1. Clarify hand-offs with key phrases
Even when the speaking order in remote meetings is known, it can still be hard to know when the other person is done speaking. Using a phrase to let the next person know that it’s their turn helps remove the uncertainty. My most frequently used key phrases are “done” and “complete”.
2. Rotate the starting speaker from meeting to meeting
It’s not always fun to be the first person speaking. Change this up between meetings to keep things fresh.
3. Pass and circle back is always an option
Regardless of how familiar you are with a given topic or your role in a team, you might want some more time to formulate your thoughts before you share, and you might want to hear out others first. Regardless of your reason, you can always say “Pass” to jump to the next person or “Circle back” to indicate that we should come back to you when everyone is done sharing.
4. Vary the order by letting people decide where to sit
In addition to shifting the starting speaker as mentioned above, another helpful practice has been to vary the order of the virtual table seats. Varying the order can shift the dynamic in a conversation which can inspire new perspectives. For example, if you are discussing a solution and a team is seated according to their skill, you might get less conversation going between the different areas of expertise. Alternating frontend and backend engineers might lead to new and useful feedback loops in a conversation.
5. Use pictures instead of names
Pictures can be a helpful and humanizing cue in the age of remote work and remote meetings. This is especially true if people have turned off their cameras and haven’t uploaded pictures to the conference tool. Having a picture on the virtual table is an undervalued but surprisingly helpful remote meeting practice.
6. Use icons to let members share more information non-verbally
In the age of working remotely and behind screens, feelings, energy levels, and places worked from can help add an element of connection. If it’s a group of people working from across the world that don’t know each other, they may consider sharing flags as well.
7. Rotate the facilitator responsibility
Not all teams have a dedicated facilitator, so making note of who is facilitating in the virtual table setup can be helpful. Having a seat with a facilitator icon is a remote meeting practice that will help you easily share and rotate the responsibility. To help clarify the responsibility, write it out on the virtual table.
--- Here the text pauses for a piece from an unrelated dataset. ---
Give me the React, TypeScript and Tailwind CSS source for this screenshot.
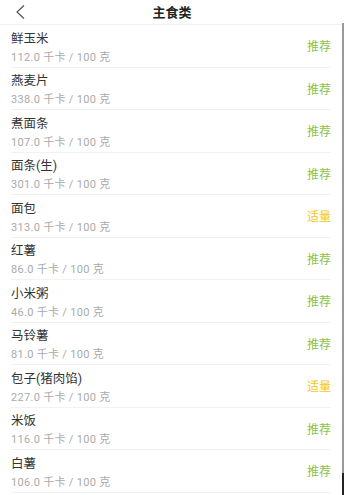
import React from "react";

const items: { name: string; cal: string; tag: "推荐" | "适量" }[] = [
  { name: "鲜玉米", cal: "112.0", tag: "推荐" },
  { name: "燕麦片", cal: "338.0", tag: "推荐" },
  { name: "煮面条", cal: "107.0", tag: "推荐" },
  { name: "面条(生)", cal: "301.0", tag: "推荐" },
  { name: "面包", cal: "313.0", tag: "适量" },
  { name: "红薯", cal: "86.0", tag: "推荐" },
  { name: "小米粥", cal: "46.0", tag: "推荐" },
  { name: "马铃薯", cal: "81.0", tag: "推荐" },
  { name: "包子(猪肉馅)", cal: "227.0", tag: "适量" },
  { name: "米饭", cal: "116.0", tag: "推荐" },
  { name: "白薯", cal: "106.0", tag: "推荐" },
];

export default function App() {
  return (
    <div
      className="relative w-[344px] h-[495px] overflow-hidden bg-white"
      style={{ fontFamily: 'Roboto, "Noto Sans CJK SC", "Noto Sans", sans-serif' }}
    >
      <div className="relative flex h-[25px] items-center justify-center border-b border-[#f0f0f0]">
        <svg
          className="absolute left-[14px] top-[4px]"
          width="12"
          height="16"
          viewBox="0 0 12 16"
          fill="none"
        >
          <path d="M10 1.5 L3 8 L10 14.5" stroke="#555" strokeWidth="1.2" />
        </svg>
        <span className="text-[13px] font-bold text-[#222] leading-none">主食类</span>
      </div>
      <div className="flex flex-col">
        {items.map((it) => (
          <div key={it.name} className="h-[42.5px] px-[11px] pr-[13px]">
            <div className="flex h-full items-center justify-between border-b border-[#f2f2f2]">
              <div className="flex flex-col pt-[3px]">
                <span className="text-[12.5px] leading-[17px] text-[#333]">{it.name}</span>
                <span className="mt-[4px] text-[11px] leading-[14px] tracking-[0.3px] text-[#aaa]">
                  {it.cal} 千卡 / 100 克
                </span>
              </div>
              <span
                className={
                  it.tag === "推荐"
                    ? "mt-[3px] text-[12px] text-[#8bc34a]"
                    : "mt-[3px] text-[12px] text-[#f3c623]"
                }
              >
                {it.tag}
              </span>
            </div>
          </div>
        ))}
      </div>
      <div className="absolute right-0 top-[23px] bottom-0 w-[2px] bg-[#9a9a9a]" />
      <div className="absolute right-0 bottom-0 h-[22px] w-[2px] bg-[#222]" />
    </div>
  );
}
8. Virtual tables can be expanded to suit workshops too–with virtual banquet tables
Virtual tables can be helpful even if you’re running a large workshop or training. For example, if you want someone from each table to share what they’ve been discussing at their respective virtual tables, having a predefined order for how to come together across virtual tables increases clarity. You could pre-specify who should share or just leave it open for the group to decide in the moment depending on how big your tables are. I’ve limited table size to 3 in my trainings and have run this with 6 tables which has worked well.
9. Add virtual tables in your digital whiteboards
I use both Mural and Miro in my work, and to ensure people know the order to go in, I have a dedicated area on my board for the virtual table. This allows participants to quickly and easily check the order if they forget. They also don’t have to tab between different windows to find the order which keeps cognitive load low and maintains focus.
10. Focus sticky tangents and go around the table on those
When a conversation between a few meeting participants arises and the team wants to discuss the tangent, remote meetings give you opportunities that you wouldn’t have as easily in a face-to-face meeting.
Turn the tangent into the center of attention and then go around the table on that topic. Suddenly everyone has gotten the opportunity to share. (This works in in-person meetings too of course.)
Wrapping this up
Reducing cognitive load and keeping psychological safety high are of huge importance when facilitating remote meetings.
The remote meeting practices I’ve shared above have helped me address those two things, and more, they’ve been surprisingly easy to incorporate using virtual tables.
Virtual tables have been very helpful to me and the teams I’ve worked with, and I hope they’ll be helpful to you and your teams too as remote work in the future is likely to increase.